Directions for this task: Whenever a line below holds the word "components", copy that line.

Information supplied:
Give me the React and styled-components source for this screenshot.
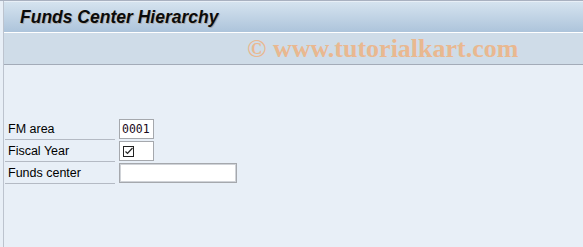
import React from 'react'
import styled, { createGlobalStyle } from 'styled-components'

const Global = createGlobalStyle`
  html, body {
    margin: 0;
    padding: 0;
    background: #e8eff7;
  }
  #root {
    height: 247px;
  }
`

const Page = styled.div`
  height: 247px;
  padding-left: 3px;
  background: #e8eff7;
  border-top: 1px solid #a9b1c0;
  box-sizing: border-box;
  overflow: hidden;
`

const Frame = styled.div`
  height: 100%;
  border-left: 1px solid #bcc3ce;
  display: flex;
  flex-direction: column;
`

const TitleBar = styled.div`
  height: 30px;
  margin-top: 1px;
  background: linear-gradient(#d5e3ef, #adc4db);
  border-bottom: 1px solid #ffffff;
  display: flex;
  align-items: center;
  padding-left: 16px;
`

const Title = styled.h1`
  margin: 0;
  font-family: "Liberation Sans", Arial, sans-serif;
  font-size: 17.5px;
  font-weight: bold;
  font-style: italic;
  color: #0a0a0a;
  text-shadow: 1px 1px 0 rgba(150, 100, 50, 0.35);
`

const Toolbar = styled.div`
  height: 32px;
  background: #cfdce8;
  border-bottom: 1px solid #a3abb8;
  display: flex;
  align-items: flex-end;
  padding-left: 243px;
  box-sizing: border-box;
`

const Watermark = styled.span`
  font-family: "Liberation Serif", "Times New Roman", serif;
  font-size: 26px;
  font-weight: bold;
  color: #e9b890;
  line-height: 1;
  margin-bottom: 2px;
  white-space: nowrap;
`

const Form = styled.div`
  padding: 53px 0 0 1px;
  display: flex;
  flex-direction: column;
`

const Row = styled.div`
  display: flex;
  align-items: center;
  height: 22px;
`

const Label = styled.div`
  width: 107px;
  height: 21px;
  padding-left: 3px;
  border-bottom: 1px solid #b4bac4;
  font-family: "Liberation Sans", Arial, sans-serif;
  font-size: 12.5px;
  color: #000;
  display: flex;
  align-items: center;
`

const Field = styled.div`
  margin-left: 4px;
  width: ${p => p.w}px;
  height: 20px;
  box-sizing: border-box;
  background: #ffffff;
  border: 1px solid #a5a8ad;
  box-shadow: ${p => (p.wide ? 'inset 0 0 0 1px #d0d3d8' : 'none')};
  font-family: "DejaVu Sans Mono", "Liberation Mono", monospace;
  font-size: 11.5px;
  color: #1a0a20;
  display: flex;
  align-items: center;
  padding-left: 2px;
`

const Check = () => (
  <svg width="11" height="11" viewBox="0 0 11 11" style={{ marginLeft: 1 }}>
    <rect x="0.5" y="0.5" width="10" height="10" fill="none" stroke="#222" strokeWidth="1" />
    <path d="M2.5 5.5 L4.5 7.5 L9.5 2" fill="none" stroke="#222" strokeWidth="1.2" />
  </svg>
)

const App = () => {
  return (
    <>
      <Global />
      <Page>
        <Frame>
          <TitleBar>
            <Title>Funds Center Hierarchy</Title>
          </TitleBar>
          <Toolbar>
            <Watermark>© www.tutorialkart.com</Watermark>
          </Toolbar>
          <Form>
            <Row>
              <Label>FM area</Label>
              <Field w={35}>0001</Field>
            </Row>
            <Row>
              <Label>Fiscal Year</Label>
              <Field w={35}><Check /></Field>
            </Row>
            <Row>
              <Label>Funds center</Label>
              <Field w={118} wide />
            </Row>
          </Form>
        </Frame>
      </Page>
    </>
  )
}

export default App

Finished exercise:
Give me the React and styled-components source for this screenshot.
import styled, { createGlobalStyle } from 'styled-components'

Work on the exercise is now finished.